Material shown:
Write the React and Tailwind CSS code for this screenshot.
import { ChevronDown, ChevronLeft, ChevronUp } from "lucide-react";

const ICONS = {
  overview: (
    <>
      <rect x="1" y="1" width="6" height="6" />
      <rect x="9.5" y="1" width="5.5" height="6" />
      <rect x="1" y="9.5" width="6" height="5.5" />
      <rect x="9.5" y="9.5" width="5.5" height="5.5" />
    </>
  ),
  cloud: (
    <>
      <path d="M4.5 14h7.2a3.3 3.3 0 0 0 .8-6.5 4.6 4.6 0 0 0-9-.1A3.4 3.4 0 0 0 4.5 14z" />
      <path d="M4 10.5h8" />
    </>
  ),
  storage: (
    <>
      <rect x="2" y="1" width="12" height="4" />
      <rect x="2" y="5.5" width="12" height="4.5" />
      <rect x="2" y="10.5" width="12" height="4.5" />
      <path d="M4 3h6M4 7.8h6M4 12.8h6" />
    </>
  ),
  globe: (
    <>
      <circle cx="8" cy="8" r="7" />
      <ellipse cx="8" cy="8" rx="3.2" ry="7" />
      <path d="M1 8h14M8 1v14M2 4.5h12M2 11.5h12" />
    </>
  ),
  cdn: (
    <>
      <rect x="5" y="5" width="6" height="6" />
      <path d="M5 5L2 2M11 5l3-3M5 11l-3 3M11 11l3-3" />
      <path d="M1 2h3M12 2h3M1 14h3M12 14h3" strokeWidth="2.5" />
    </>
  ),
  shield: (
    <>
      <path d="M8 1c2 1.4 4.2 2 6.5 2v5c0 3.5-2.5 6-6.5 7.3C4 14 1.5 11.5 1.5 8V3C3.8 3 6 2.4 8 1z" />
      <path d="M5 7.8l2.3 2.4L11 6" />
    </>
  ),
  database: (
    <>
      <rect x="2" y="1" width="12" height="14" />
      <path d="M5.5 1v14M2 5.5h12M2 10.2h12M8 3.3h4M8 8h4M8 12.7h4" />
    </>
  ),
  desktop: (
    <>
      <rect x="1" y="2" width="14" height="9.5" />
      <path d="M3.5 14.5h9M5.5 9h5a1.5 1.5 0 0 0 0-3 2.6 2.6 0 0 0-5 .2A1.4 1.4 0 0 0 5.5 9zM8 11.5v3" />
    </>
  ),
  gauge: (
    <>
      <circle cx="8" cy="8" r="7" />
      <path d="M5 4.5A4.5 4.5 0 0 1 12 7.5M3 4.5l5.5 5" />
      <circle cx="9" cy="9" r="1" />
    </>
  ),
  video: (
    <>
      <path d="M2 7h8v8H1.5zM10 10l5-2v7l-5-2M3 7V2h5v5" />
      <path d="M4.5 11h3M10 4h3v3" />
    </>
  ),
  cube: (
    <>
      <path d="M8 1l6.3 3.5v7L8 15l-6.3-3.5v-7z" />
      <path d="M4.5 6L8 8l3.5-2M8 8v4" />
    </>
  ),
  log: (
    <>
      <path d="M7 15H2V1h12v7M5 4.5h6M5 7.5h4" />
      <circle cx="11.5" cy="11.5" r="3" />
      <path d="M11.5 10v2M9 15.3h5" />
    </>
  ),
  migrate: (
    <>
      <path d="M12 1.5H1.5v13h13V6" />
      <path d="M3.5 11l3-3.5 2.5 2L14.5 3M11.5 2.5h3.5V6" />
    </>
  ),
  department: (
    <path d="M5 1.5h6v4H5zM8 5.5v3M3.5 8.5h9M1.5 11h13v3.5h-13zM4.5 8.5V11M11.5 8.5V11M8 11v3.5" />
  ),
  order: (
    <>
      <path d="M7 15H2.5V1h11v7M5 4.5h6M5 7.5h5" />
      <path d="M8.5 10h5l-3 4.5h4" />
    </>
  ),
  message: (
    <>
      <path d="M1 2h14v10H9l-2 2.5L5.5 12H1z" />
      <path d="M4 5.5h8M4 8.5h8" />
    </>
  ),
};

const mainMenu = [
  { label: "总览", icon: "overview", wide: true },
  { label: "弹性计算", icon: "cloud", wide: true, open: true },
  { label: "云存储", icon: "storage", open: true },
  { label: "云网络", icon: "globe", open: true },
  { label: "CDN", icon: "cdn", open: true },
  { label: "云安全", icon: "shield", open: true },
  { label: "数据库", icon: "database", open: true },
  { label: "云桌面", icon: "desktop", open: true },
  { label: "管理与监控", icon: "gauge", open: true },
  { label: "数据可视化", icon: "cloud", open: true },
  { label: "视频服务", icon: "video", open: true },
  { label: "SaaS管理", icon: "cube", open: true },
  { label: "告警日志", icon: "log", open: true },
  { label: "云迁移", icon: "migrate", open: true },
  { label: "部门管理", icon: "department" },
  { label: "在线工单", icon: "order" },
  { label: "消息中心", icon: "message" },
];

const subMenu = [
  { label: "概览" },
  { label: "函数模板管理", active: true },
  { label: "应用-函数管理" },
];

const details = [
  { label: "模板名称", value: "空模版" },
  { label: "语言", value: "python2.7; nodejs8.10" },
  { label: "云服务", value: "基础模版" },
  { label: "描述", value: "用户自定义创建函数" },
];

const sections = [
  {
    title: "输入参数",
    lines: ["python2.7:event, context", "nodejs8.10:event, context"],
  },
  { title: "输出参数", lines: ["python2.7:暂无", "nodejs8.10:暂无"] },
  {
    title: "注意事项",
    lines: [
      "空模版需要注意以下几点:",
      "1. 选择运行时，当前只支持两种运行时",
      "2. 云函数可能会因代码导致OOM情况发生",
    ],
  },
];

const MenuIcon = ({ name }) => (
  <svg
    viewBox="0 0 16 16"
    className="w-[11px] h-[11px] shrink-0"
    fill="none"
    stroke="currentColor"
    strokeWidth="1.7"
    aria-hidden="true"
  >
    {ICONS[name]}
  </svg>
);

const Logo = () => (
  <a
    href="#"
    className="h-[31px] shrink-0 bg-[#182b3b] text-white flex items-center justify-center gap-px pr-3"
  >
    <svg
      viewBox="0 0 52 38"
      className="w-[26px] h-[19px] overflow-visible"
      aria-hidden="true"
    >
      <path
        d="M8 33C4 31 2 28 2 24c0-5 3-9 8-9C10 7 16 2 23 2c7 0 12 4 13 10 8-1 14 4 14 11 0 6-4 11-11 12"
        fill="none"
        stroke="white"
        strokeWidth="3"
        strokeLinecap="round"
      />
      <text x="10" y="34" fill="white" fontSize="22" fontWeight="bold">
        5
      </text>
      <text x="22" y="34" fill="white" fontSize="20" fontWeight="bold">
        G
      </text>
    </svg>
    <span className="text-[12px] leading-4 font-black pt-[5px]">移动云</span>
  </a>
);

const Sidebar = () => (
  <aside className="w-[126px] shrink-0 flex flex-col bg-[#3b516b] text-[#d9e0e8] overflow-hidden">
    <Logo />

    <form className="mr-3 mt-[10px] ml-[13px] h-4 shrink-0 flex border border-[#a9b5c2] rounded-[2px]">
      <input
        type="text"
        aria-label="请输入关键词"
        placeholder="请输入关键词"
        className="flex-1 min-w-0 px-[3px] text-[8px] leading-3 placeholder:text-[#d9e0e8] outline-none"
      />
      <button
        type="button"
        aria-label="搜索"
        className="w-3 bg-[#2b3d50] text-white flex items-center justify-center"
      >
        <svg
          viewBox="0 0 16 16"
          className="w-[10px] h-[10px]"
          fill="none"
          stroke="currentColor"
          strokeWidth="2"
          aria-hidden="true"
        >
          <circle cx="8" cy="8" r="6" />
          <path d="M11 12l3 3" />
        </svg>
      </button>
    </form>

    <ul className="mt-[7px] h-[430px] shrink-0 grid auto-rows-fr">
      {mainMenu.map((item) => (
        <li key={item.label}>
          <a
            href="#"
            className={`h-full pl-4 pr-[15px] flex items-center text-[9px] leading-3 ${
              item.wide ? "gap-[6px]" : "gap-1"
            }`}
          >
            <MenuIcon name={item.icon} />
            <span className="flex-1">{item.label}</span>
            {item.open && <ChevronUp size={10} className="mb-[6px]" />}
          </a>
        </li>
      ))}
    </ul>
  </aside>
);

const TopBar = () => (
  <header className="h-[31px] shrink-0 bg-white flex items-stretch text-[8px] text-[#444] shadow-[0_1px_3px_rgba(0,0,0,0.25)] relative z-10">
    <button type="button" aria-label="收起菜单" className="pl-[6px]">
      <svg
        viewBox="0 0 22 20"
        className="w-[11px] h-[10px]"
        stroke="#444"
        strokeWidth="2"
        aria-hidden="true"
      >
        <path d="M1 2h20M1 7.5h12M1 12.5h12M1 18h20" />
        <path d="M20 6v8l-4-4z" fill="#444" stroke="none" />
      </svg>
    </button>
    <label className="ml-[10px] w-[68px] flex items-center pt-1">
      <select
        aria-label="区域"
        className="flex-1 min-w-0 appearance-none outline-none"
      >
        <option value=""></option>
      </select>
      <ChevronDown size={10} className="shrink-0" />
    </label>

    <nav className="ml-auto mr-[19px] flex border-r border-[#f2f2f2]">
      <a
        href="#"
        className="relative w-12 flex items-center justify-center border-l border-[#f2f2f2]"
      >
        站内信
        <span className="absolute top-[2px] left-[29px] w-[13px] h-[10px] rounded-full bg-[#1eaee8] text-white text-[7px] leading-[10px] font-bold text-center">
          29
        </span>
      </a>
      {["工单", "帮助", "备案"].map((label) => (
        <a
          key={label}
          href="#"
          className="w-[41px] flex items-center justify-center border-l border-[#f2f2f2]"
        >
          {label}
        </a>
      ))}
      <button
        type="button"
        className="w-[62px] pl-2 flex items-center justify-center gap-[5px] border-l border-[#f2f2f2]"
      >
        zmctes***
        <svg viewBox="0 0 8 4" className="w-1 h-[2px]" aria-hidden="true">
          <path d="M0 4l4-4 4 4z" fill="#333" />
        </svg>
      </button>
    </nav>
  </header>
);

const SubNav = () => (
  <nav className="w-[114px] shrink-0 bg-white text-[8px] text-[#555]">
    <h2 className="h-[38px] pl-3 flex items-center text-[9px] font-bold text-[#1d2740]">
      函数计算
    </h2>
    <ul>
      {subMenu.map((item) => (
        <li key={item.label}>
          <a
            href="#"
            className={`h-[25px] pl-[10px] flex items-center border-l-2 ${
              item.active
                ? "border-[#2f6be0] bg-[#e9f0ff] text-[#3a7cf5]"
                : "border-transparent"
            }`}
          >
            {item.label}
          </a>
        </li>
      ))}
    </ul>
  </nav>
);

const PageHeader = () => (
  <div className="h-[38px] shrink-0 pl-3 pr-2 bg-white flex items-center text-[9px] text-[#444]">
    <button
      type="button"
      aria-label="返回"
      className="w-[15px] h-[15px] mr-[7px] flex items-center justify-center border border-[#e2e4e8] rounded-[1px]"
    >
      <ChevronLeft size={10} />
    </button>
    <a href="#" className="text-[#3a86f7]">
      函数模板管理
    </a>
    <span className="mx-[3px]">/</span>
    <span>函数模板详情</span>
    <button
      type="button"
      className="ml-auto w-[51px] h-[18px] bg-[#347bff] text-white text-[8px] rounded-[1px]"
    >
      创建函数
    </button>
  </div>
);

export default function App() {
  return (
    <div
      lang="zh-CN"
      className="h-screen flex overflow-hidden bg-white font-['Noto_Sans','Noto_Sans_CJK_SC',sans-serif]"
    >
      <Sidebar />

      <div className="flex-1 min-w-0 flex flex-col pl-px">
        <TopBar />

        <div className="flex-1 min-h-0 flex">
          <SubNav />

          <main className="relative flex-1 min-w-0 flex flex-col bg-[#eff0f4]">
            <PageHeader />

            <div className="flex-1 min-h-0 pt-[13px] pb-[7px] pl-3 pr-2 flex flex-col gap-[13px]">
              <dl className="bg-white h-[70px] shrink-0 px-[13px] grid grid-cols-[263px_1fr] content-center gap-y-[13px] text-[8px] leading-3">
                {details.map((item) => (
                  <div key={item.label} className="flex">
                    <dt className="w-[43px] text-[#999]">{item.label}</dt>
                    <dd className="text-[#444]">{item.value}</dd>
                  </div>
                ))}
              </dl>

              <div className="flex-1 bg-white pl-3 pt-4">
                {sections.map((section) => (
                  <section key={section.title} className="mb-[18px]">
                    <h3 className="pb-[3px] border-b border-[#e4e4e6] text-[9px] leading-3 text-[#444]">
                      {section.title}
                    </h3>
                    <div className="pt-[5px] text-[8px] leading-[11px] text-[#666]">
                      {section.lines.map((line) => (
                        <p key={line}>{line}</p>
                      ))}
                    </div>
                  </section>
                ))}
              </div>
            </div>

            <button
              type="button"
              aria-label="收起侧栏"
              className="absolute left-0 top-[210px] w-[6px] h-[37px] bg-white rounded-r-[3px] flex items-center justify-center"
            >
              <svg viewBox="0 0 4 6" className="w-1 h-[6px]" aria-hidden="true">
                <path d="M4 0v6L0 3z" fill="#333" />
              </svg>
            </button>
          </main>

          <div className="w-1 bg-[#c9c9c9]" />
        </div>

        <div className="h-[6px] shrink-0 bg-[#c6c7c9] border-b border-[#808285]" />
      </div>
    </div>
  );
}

--

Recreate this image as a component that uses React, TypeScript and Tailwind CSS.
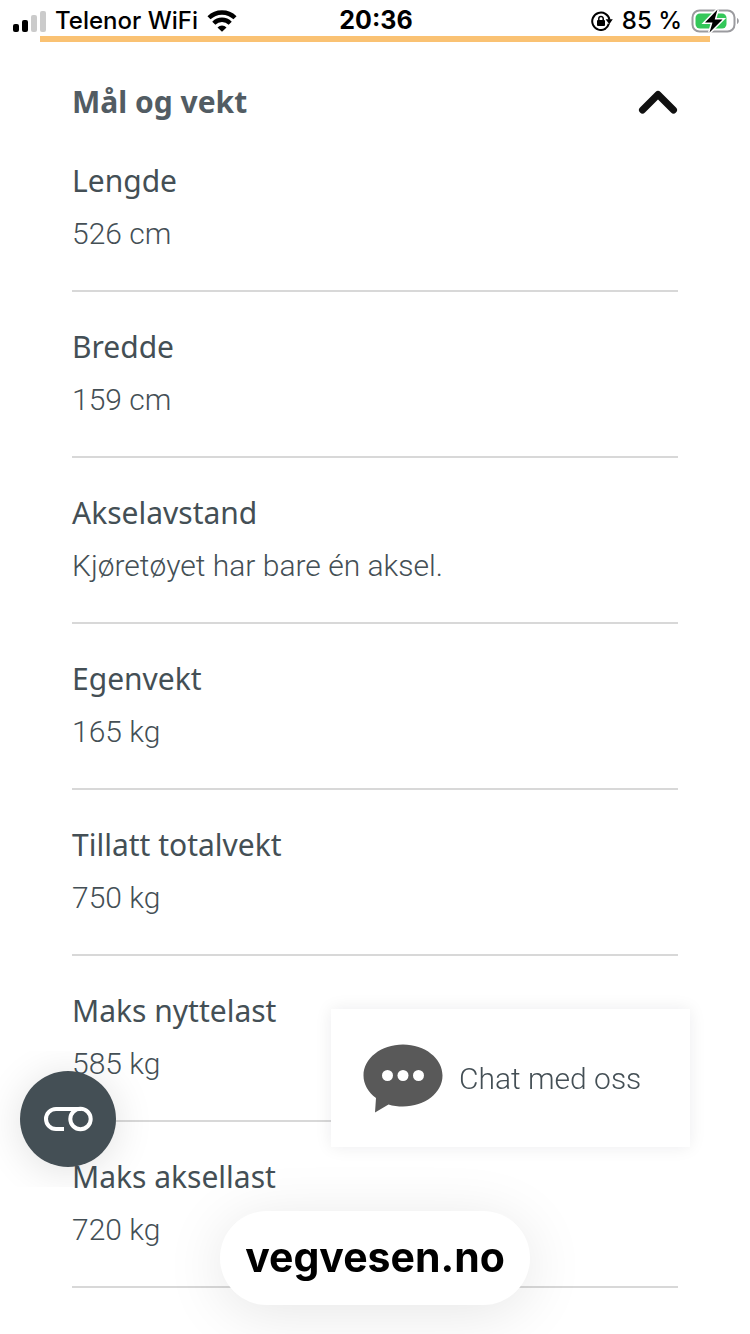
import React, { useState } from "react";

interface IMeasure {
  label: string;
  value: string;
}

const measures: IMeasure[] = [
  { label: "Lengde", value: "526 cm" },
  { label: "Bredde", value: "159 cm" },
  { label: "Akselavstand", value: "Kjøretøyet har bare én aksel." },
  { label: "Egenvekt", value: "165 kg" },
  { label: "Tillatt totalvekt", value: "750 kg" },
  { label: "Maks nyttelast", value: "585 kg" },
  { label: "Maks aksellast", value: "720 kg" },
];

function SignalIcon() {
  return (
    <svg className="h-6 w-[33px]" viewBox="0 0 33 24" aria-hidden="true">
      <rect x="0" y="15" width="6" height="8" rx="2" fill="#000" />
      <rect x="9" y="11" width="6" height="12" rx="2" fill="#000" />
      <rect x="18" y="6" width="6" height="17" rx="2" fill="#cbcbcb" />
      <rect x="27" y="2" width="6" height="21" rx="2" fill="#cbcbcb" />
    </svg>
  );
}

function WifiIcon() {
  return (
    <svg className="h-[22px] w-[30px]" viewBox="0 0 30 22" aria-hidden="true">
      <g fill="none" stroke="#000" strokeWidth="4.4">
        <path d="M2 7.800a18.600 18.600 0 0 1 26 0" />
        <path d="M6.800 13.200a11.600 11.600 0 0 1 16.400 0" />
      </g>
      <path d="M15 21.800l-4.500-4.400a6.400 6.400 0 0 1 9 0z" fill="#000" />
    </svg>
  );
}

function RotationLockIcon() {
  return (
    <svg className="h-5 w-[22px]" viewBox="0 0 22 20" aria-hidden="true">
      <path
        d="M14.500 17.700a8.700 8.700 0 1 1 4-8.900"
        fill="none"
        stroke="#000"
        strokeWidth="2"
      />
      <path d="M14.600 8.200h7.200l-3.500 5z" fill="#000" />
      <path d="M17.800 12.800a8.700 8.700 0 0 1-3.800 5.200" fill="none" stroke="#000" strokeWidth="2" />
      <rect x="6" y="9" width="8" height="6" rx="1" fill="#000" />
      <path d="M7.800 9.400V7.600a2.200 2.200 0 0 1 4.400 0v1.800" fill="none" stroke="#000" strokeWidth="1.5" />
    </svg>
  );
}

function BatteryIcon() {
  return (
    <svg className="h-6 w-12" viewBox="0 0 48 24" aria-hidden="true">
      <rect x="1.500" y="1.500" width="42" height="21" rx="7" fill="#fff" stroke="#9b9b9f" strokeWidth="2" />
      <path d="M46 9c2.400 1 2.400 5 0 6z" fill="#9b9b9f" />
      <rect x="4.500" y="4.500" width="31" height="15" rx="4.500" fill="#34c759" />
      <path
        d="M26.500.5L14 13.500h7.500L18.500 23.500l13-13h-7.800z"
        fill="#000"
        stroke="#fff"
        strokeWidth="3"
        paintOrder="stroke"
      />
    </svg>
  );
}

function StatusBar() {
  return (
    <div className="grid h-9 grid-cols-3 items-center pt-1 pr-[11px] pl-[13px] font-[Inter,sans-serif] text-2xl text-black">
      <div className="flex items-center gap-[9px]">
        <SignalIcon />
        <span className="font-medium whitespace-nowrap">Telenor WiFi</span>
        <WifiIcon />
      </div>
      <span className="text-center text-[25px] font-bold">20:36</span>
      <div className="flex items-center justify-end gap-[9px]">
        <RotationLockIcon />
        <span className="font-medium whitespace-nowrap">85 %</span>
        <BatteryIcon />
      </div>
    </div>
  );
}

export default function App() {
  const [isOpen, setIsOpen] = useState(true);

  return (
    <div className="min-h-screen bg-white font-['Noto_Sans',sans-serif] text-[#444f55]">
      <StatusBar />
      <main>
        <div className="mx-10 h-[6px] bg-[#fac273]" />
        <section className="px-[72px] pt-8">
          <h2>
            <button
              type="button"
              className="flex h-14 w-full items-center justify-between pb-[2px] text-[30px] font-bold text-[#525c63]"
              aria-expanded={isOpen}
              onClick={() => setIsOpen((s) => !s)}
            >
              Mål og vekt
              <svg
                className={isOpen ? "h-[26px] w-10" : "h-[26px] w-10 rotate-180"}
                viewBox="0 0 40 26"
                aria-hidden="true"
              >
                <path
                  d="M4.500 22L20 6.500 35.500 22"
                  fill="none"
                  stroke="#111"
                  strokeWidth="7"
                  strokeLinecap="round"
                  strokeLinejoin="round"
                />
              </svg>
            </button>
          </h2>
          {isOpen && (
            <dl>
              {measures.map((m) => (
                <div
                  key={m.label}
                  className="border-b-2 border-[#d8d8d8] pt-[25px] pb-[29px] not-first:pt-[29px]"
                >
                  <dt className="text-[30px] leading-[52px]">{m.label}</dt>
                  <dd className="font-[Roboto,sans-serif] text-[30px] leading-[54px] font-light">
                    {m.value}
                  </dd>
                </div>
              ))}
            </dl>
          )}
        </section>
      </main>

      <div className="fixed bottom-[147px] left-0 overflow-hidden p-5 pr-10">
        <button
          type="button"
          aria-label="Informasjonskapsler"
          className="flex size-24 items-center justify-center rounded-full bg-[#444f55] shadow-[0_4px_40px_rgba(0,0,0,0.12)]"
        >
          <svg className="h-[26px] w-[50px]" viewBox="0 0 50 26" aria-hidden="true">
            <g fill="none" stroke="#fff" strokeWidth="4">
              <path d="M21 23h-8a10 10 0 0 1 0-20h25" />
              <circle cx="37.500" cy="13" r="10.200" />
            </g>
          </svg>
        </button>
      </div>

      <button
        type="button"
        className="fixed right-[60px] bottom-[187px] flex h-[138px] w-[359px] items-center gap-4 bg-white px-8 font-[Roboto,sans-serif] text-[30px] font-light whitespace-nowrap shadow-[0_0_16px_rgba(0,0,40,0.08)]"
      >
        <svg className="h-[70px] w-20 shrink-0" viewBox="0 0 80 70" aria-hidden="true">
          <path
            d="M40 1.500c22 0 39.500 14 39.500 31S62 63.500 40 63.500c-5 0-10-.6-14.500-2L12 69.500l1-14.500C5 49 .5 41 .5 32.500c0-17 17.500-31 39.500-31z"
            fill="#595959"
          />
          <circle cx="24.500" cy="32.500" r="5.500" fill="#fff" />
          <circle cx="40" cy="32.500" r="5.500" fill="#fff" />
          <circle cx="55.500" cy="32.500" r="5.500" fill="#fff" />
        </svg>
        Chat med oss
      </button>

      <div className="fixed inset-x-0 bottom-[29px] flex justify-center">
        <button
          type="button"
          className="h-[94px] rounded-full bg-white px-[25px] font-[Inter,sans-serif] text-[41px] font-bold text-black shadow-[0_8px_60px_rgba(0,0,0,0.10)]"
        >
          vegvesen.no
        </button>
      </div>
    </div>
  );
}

Given task: Repeat the span of lines that opens with the line holding "Write the React" and closes with the line holding "ChevronDown, ChevronLeft, ChevronUp", exactly as it stands.

Task output:
Write the React and Tailwind CSS code for this screenshot.
import { ChevronDown, ChevronLeft, ChevronUp } from "lucide-react";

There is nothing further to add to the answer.